The painter Oskar Schlemmer belonged to the German avant-garde during the first half of the twentieth century. Orphaned at a very early age, Schlemmer worked as an apprentice in an inlay workshop from 1903 to 1905, while attending the Kunstgewerbeschule in Stuttgart. In 1906 he won a scholarship to study at the city’s Kunstakademie, and after a spell in Berlin from 1911 to 1912, he returned to the academy, where he became a follower of Adolf Hölzel, a pioneer of abstraction. There he made the acquaintance of Willi Baumeister, who would be a lifelong friend, Otto Meyer-Amden and Johannes Itten, among others. Schlemmer’s art progressively tended towards the schematisation of his figures, which became a figurative variant of Constructivism.

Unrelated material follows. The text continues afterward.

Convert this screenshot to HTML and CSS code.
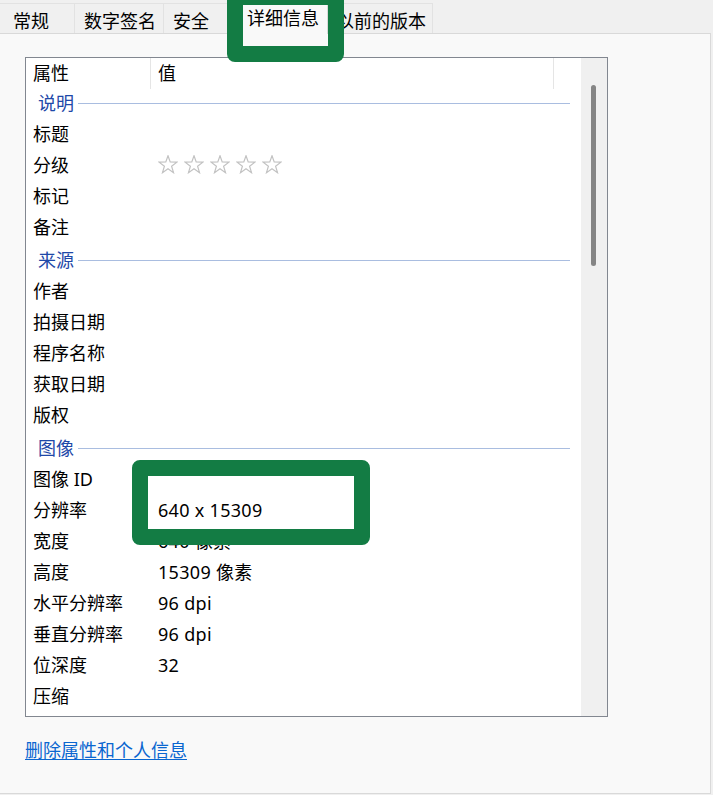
FILE: index.html
```html
<!DOCTYPE html>
<html lang="zh-CN">
<head>
<meta charset="utf-8">
<title>详细信息</title>
<link rel="stylesheet" href="styles.css">
</head>
<body>
<div class="window">
  <div class="tabs">
    <div class="tab t1">常规</div>
    <div class="tab t2">数字签名</div>
    <div class="tab t3">安全</div>
    <div class="tab t4 selected">详细信息</div>
    <div class="tab t5">以前的版本</div>
  </div>
  <div class="panel">
    <div class="list">
      <div class="list-main">
        <div class="header">
          <div class="hcell hname">属性</div>
          <div class="hcell hvalue">值</div>
          <div class="hcell hrest"></div>
        </div>
        <div class="group first"><span class="gtext">说明</span><span class="gline"></span></div>
        <div class="row"><span class="name">标题</span><span class="value"></span></div>
        <div class="row"><span class="name">分级</span><span class="value stars">
          <svg class="star" viewBox="0 0 20 19"><polygon points="10,0.8 12.2,7 18.9,7.1 13.6,11.2 15.5,17.7 10,13.8 4.5,17.7 6.4,11.2 1.1,7.1 7.8,7"/></svg>
          <svg class="star" viewBox="0 0 20 19"><polygon points="10,0.8 12.2,7 18.9,7.1 13.6,11.2 15.5,17.7 10,13.8 4.5,17.7 6.4,11.2 1.1,7.1 7.8,7"/></svg>
          <svg class="star" viewBox="0 0 20 19"><polygon points="10,0.8 12.2,7 18.9,7.1 13.6,11.2 15.5,17.7 10,13.8 4.5,17.7 6.4,11.2 1.1,7.1 7.8,7"/></svg>
          <svg class="star" viewBox="0 0 20 19"><polygon points="10,0.8 12.2,7 18.9,7.1 13.6,11.2 15.5,17.7 10,13.8 4.5,17.7 6.4,11.2 1.1,7.1 7.8,7"/></svg>
          <svg class="star" viewBox="0 0 20 19"><polygon points="10,0.8 12.2,7 18.9,7.1 13.6,11.2 15.5,17.7 10,13.8 4.5,17.7 6.4,11.2 1.1,7.1 7.8,7"/></svg>
        </span></div>
        <div class="row"><span class="name">标记</span><span class="value"></span></div>
        <div class="row"><span class="name">备注</span><span class="value"></span></div>
        <div class="group"><span class="gtext">来源</span><span class="gline"></span></div>
        <div class="row"><span class="name">作者</span><span class="value"></span></div>
        <div class="row"><span class="name">拍摄日期</span><span class="value"></span></div>
        <div class="row"><span class="name">程序名称</span><span class="value"></span></div>
        <div class="row"><span class="name">获取日期</span><span class="value"></span></div>
        <div class="row"><span class="name">版权</span><span class="value"></span></div>
        <div class="group"><span class="gtext">图像</span><span class="gline"></span></div>
        <div class="row"><span class="name">图像 ID</span><span class="value"></span></div>
        <div class="row"><span class="name">分辨率</span><span class="value">640 x 15309</span></div>
        <div class="row"><span class="name">宽度</span><span class="value">640 像素</span></div>
        <div class="row"><span class="name">高度</span><span class="value">15309 像素</span></div>
        <div class="row"><span class="name">水平分辨率</span><span class="value">96 dpi</span></div>
        <div class="row"><span class="name">垂直分辨率</span><span class="value">96 dpi</span></div>
        <div class="row"><span class="name">位深度</span><span class="value">32</span></div>
        <div class="row"><span class="name">压缩</span><span class="value"></span></div>
      </div>
      <div class="scrollbar"><div class="thumb"></div></div>
    </div>
    <a class="link" href="#">删除属性和个人信息</a>
  </div>
  <div class="mark mark-tab"></div>
  <div class="mark mark-res"></div>
</div>
</body>
</html>
```
FILE: styles.css
```css
* { box-sizing: border-box; }
html, body {
  margin: 0;
  padding: 0;
  background: #f0f0f0;
}
body {
  font-family: "Noto Sans", "Noto Sans CJK SC", sans-serif;
  font-size: 18px;
  color: #000;
}
.window {
  position: relative;
  width: 713px;
  height: 795px;
  overflow: hidden;
}
.tabs {
  display: flex;
  align-items: flex-end;
  height: 33px;
}
.tab {
  height: 30px;
  display: flex;
  align-items: center;
  padding-top: 4px;
  border-top: 1px solid #e2e2e2;
  border-right: 1px solid #e2e2e2;
  background: #f0f0f0;
  white-space: nowrap;
  line-height: 1;
}
.t1 { width: 75px; padding-left: 13px; }
.t2 { width: 89px; padding-left: 9px; }
.t3 { width: 70px; padding-left: 9px; }
.t4 { width: 94px; padding-left: 12px; }
.t5 { width: 105px; padding-left: 8px; }
.tab.selected {
  height: 34px;
  margin-bottom: -1px;
  padding-top: 0;
  background: #f9f9f9;
  border-left: 1px solid #d9d9d9;
  border-top: 1px solid #d9d9d9;
  border-right: 1px solid #d9d9d9;
  position: relative;
  z-index: 1;
}
.panel {
  width: 711px;
  height: 761px;
  background: #f9f9f9;
  border-top: 1px solid #d9d9d9;
  border-right: 1px solid #d9d9d9;
  border-bottom: 1px solid #d9d9d9;
  padding: 23px 0 0 25px;
}
.list {
  width: 583px;
  height: 660px;
  border: 1px solid #828790;
  background: #fff;
  display: flex;
  overflow: hidden;
}
.list-main {
  flex: 1;
  min-width: 0;
}
.header {
  display: flex;
  height: 31px;
}
.hcell {
  height: 31px;
  display: flex;
  align-items: center;
  padding-left: 7px;
  padding-bottom: 1px;
  line-height: 1;
}
.hname { width: 125px; border-right: 1px solid #e5e5e5; }
.hvalue { width: 403px; border-right: 1px solid #e5e5e5; }
.hrest { flex: 1; }
.group {
  height: 30px;
  display: flex;
  align-items: center;
  gap: 4px;
  padding: 0 11px 1px 12px;
  margin-top: 3px;
}
.group.first { margin-top: 0; }
.gtext {
  color: #1e48a8;
  line-height: 1;
  padding-bottom: 1px;
}
.gline {
  flex: 1;
  height: 1px;
  background: #a9bde0;
}
.row {
  height: 31px;
  display: grid;
  grid-template-columns: 125px 1fr;
  align-items: center;
  line-height: 1;
  padding-bottom: 2px;
}
.name, .value {
  padding-left: 7px;
  white-space: nowrap;
}
.value {
  letter-spacing: 0.3px;
}
.stars {
  display: flex;
  gap: 6px;
  padding-left: 7px;
}
.star {
  width: 20px;
  height: 19px;
  fill: none;
  stroke: #c2c2c2;
  stroke-width: 1.2;
  display: block;
}
.scrollbar {
  width: 26px;
  background: #f0f0f0;
  padding: 27px 0 0 10px;
}
.thumb {
  width: 5px;
  height: 181px;
  background: #858585;
  border-radius: 3px;
}
.link {
  display: inline-block;
  margin-top: 21px;
  line-height: 24px;
  color: #0a66d0;
  text-decoration: underline;
  text-underline-offset: 2px;
}
.mark {
  position: absolute;
  border: 16px solid #137c44;
  border-radius: 8px;
  z-index: 5;
}
.mark-tab {
  left: 227px;
  top: -11px;
  width: 117px;
  height: 73px;
}
.mark-res {
  left: 132px;
  top: 460px;
  width: 238px;
  height: 85px;
}
```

Schlemmer was wounded several times during the First World War. Back at the Kunstakademie in 1919, he attempted to reform the educational system and to persuade the academy to hire Paul Klee as a lecturer. However, he failed in both attempts. He exhibited his paintings and sculptures at Der Sturm gallery in Berlin and at the Galerie Arnold in Dresden, and in 1920Walter Gropius offered him a teaching post at the Bauhaus, where he strove to convey the idea of the “total work of art” through his various classes on mural painting, drawing from life, sculpture, theatre and dance. His Triadisches Ballet, one of his best known works, which became a symbol of reform in dance and theatre set design, was first performed in 1922.

Schlemmer taught at the Staatliche Akademie in Breslau from 1929 until its closure in 1932. Following a brief period in Berlin, he settled in Switzerland with the idea of returning to Germany when the National Socialist regime eased its harsh cultural policy. However, the inclusion of his paintings in the Entartete Kunst (Degenerate Art) exhibition in 1937 completely dashed all his hopes. Nevertheless, he decided to return to Germany, where, unable to practise his profession, he worked in various factories that produced paint and enamel. His last works depict windows which provide views of interiors in which people perform everyday actions.